Carol Shields explores the elements of goodness

Sunday, May 12, 2002

By By Sherri Hallgren, was director of the Napa Valley Writers’ Conference

 
 

Unless

By Carol Shields

4th Estate (HarperCollins)
$24.95

   
 
Early in Carol Shields’ luminous new novel, the main character is talking after dinner with a physicist friend of her husband.

To make conversation, Reta Winters has asked him once and for all to explain the theory of relativity. To do so, he places his napkin loosely over his cup of coffee, then puts a cherry on the top, tipping the cup to make the cherry careen around the slightly bowled cloth.

But Reta is so distracted by the possibility of his spilling coffee on the white linen and the exorbitant price she paid for the cherries, that she can’t quite listen.

This is Reta in a nutshell: simultaneously engaged with the beauty of physics and the problem of laundry. She is a type of character Shields creates so well: an extraordinary ordinary person -- rather like us, only much more interesting.

Until recently, 44-year-old Reta has had a life characterized by what she calls the “useful monotony of happiness,” a long good marriage to a family doctor (although since they are children of their generation, they never legally married) in a rambling old farmhouse an hour outside Toronto. She also has had a moderately successful career as a writer and translator and boasts three lovely daughters.

However, she has just learned that “happiness is the lucky pane of glass you carry in your head.” Reta has discovered that her oldest daughter, Norah, has dropped out of college and is sitting on the sidewalk outside a Toronto subway station wearing a sign that reads “Goodness.” She rarely looks up; she never speaks.

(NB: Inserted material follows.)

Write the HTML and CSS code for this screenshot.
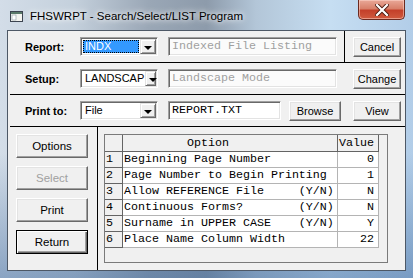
FILE: index.html
```html
<!DOCTYPE html>
<html lang="en">
<head>
    <meta charset="UTF-8">
    <title>FHSWRPT - Search/Select/LIST Program</title>
    <link rel="stylesheet" href="styles.css">
</head>
<body>
    <div class="window">

        <!-- Title bar -->
        <div class="titlebar">
            <svg class="app-icon" width="13" height="11" viewBox="0 0 13 11">
                <rect x="0.5" y="0.5" width="12" height="10" fill="#f4f4f0" stroke="#3c4450"/>
                <rect x="1" y="1" width="11" height="2" fill="#5a7a6a"/>
                <rect x="2" y="4" width="4" height="5" fill="#ffffff" stroke="#8a9aa0" stroke-width="0.6"/>
            </svg>
            <span class="title">FHSWRPT - Search/Select/LIST Program</span>
            <div class="close-btn">
                <svg width="14" height="12" viewBox="0 0 14 12">
                    <path d="M2 1 L12 11 M12 1 L2 11" stroke="#4a1a10" stroke-width="4" stroke-linecap="square"/>
                    <path d="M2 1 L12 11 M12 1 L2 11" stroke="#ffffff" stroke-width="2.2" stroke-linecap="square"/>
                </svg>
            </div>
        </div>

        <div class="client">

            <div class="row">
                <div class="row-main">
                    <span class="lbl">Report:</span>
                    <div class="combo">
                        <span class="combo-text selected">INDX</span>
                        <span class="combo-btn"></span>
                    </div>
                    <div class="field field-wide disabled">Indexed File Listing</div>
                </div>
                <div class="row-side divided">
                    <button class="btn btn-side">Cancel</button>
                </div>
            </div>

            <div class="row">
                <div class="row-main">
                    <span class="lbl">Setup:</span>
                    <div class="combo">
                        <span class="combo-text">LANDSCAP</span>
                        <span class="combo-btn"></span>
                    </div>
                    <div class="field field-wide disabled">Landscape Mode</div>
                </div>
                <div class="row-side">
                    <button class="btn btn-side">Change</button>
                </div>
            </div>

            <div class="row">
                <div class="row-main">
                    <span class="lbl">Print to:</span>
                    <div class="combo">
                        <span class="combo-text">File</span>
                        <span class="combo-btn"></span>
                    </div>
                    <div class="field field-short">REPORT.TXT</div>
                    <button class="btn btn-browse">Browse</button>
                </div>
                <div class="row-side">
                    <button class="btn btn-side">View</button>
                </div>
            </div>

            <div class="bottom">
                <div class="btn-col">
                    <button class="btn btn-big">Options</button>
                    <button class="btn btn-big" disabled>Select</button>
                    <button class="btn btn-big">Print</button>
                    <button class="btn btn-big btn-default">Return</button>
                </div>

                <div class="grid-box">
                    <div class="grid" id="optionGrid">
                        <div class="cell fixed"></div>
                        <div class="cell fixed head-option">Option</div>
                        <div class="cell fixed head-value">Value</div>
                    </div>
                </div>
            </div>

        </div>
    </div>

    <script src="app.js"></script>
</body>
</html>
```

FILE: styles.css
```css
* {
    margin: 0;
    padding: 0;
    box-sizing: border-box;
}

html, body {
    width: 413px;
    height: 278px;
    overflow: hidden;
}

body {
    font-family: "Liberation Sans", Arial, sans-serif;
    font-size: 11px;
    color: #000;
}

/* Aero style frame */
.window {
    width: 413px;
    height: 278px;
    display: flex;
    flex-direction: column;
    padding: 0 7px 7px 7px;
    background-color: #a9bdd3;
    background-image:
        linear-gradient(180deg, rgba(255, 255, 255, 0) 55%, rgba(50, 95, 150, 0.45) 100%),
        linear-gradient(90deg, #d3dde8 0%, #c4d0dc 18%, #9aa7b6 36%, #8d9bab 50%, #b3c6d8 62%, #c6def2 80%, #b2cde8 100%);
}

.titlebar {
    height: 30px;
    display: flex;
    align-items: center;
    flex-shrink: 0;
}

.app-icon {
    margin-left: 3px;
    margin-top: 2px;
}

.title {
    margin-left: 7px;
    margin-top: 2px;
    font-size: 11.5px;
    color: #000;
    text-shadow: 0 0 5px #fff, 0 0 8px rgba(255, 255, 255, 0.9);
}

.close-btn {
    margin-left: auto;
    margin-right: 1px;
    align-self: flex-start;
    width: 47px;
    height: 20px;
    display: flex;
    align-items: center;
    justify-content: center;
    border: 1px solid #6b2a20;
    border-top: none;
    border-radius: 0 0 5px 5px;
    background: linear-gradient(180deg, #e9a898 0%, #d8806a 45%, #c4402a 55%, #d05a3e 100%);
    box-shadow: inset 0 0 0 1px rgba(255, 220, 210, 0.5);
}

/* Client area */
.client {
    flex: 1;
    display: flex;
    flex-direction: column;
    background: #f0f0f0;
    border: 1px solid #4d5866;
}

.row {
    height: 32px;
    margin-left: 2px;
    display: flex;
    border-bottom: 1px solid #000;
    flex-shrink: 0;
}

.row-main {
    flex: 1;
    display: flex;
    align-items: center;
    padding-left: 15px;
}

.lbl {
    width: 55px;
    font-weight: bold;
    font-size: 11px;
}

.row-side {
    width: 61px;
    display: flex;
    align-items: center;
    padding-left: 8px;
    border-left: 1px solid transparent;
}

.row-side.divided {
    border-left-color: #000;
}

/* Combo box */
.combo {
    width: 78px;
    height: 19px;
    margin-right: 10px;
    display: flex;
    background: #fff;
    border: 1px solid;
    border-color: #a0a0a0 #fff #fff #a0a0a0;
    box-shadow: inset 1px 1px 0 #696969, inset -1px -1px 0 #e3e3e3;
    padding: 2px 2px 2px 2px;
}

.combo-text {
    flex: 1;
    padding-left: 2px;
    line-height: 13px;
    font-size: 11px;
}

.combo-text.selected {
    background: #3399ff;
    color: #fff;
    outline: 1px dotted #000;
    outline-offset: -1px;
}

.combo-btn {
    width: 16px;
    margin: -1px -1px -1px 1px;
    background: #f0f0f0;
    border: 1px solid;
    border-color: #e3e3e3 #696969 #696969 #e3e3e3;
    box-shadow: inset 1px 1px 0 #fff, inset -1px -1px 0 #a0a0a0;
    position: relative;
}

.combo-btn::after {
    content: "";
    position: absolute;
    left: 3px;
    top: 6px;
    border-left: 4px solid transparent;
    border-right: 4px solid transparent;
    border-top: 4px solid #000;
}

/* Text fields */
.field {
    height: 19px;
    padding: 0 3px;
    line-height: 17px;
    font-family: "Liberation Mono", "Courier New", monospace;
    font-size: 11.67px;
    background: #fff;
    border: 1px solid;
    border-color: #a0a0a0 #fff #fff #a0a0a0;
    box-shadow: inset 1px 1px 0 #696969, inset -1px -1px 0 #e3e3e3;
    white-space: pre;
    overflow: hidden;
}

.field.disabled {
    color: #a0a0a0;
    background: #fbfbfb;
}

.field-wide {
    width: 169px;
}

.field-short {
    width: 113px;
    margin-right: 8px;
}

/* Buttons */
.btn {
    font-family: "Liberation Sans", Arial, sans-serif;
    font-size: 11px;
    color: #000;
    background: #f0f0f0;
    border: 1px solid;
    border-color: #fff #696969 #696969 #fff;
    box-shadow: inset -1px -1px 0 #a0a0a0, inset 1px 1px 0 #e3e3e3;
    text-align: center;
}

.btn:disabled {
    color: #a0a0a0;
}

.btn-side {
    width: 48px;
    height: 20px;
}

.btn-browse {
    width: 52px;
    height: 20px;
}

.btn-big {
    width: 72px;
    height: 24px;
    font-size: 11.5px;
}

.btn-default {
    border: 1px solid #000;
    box-shadow: inset 1px 1px 0 #fff, inset -1px -1px 0 #696969, inset -2px -2px 0 #a0a0a0;
}

/* Bottom section */
.bottom {
    flex: 1;
    display: flex;
}

.btn-col {
    width: 90px;
    border-right: 1px solid #000;
    padding: 7px 0 0 8px;
    display: flex;
    flex-direction: column;
    gap: 8px;
}

.grid-box {
    width: 284px;
    height: 129px;
    margin: 7px 0 0 6px;
    background: #f0f0f0;
    border: 1px solid #7a7a7a;
}

.grid {
    display: grid;
    grid-template-columns: 18px 215px 41px;
    grid-template-rows: 17px;
    grid-auto-rows: 16px;
    font-family: "Liberation Mono", "Courier New", monospace;
    font-size: 11.67px;
}

.cell {
    background: #fff;
    border-right: 1px solid #b4b4b4;
    border-bottom: 1px solid #b4b4b4;
    white-space: pre;
    overflow: hidden;
    line-height: 15px;
    padding-left: 1px;
}

.cell.fixed {
    background: #f0f0f0;
    border-color: #646464;
}

.head-option {
    padding-left: 64px;
    line-height: 16px;
}

.head-value {
    line-height: 16px;
}

.cell.num {
    padding-left: 1px;
}

.cell.value {
    text-align: right;
    padding-right: 4px;
}
```

FILE: app.js
```javascript
// Report options shown in the grid
const options = [
    { text: "Beginning Page Number", value: "0" },
    { text: "Page Number to Begin Printing", value: "1" },
    { text: "Allow REFERENCE File     (Y/N)", value: "N" },
    { text: "Continuous Forms?        (Y/N)", value: "N" },
    { text: "Surname in UPPER CASE    (Y/N)", value: "Y" },
    { text: "Place Name Column Width", value: "22" }
];

const grid = document.getElementById('optionGrid');

options.forEach((opt, i) => {
    const num = document.createElement('div');
    num.className = 'cell fixed num';
    num.textContent = i + 1;

    const text = document.createElement('div');
    text.className = 'cell';
    text.textContent = opt.text;

    const value = document.createElement('div');
    value.className = 'cell value';
    value.textContent = opt.value;

    grid.append(num, text, value);
});
```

Passers-by sometimes give her money.

Reta and her husband have consulted Norah’s boyfriend, her academic adviser, and several psychologists, trying to understand what could have happened and what to do, and all have advised them to give Norah her space, assuring them she will eventually come home.

But it’s autumn when the novel opens, and in Canada, it’s getting cold.

This is the novel’s central issue, and Reta’s ongoing agony over Norah constitutes what there is of its plot. Shields is interested in the question of how a person goes on from day to day after the world has broken suddenly into a “before” and an “after.”

This, then, is the story of Reta’s life for half a year, her thoughts reported in her voice, which is by turns grave, sly, but always intelligent. Claiming that the examined life “has had altogether too much good publicity. Introversion is piercingly dull in its circularity and lack of air,” Reta goes on.

She sees friends, and she works on the comic novel she is writing and the translating work she is supposed to do -- the fourth volume of a memoir by a French-Canadian writer and Holocaust survivor. She spends a good deal of time cleaning, which she knows is metaphoric. Reta also writes letters to editors each time a new list of the most important artists or thinkers appears if it neglects to include a woman. She closes one of them:

“My only hope is that my daughter, her name is Norah, will not pick up a copy of this magazine, read this page, and understand, as I have for the first time, how casually and completely she is shut out of the universe. I have two other daughters too -- Christine, Natalie -- and I worry about them both. All the time.”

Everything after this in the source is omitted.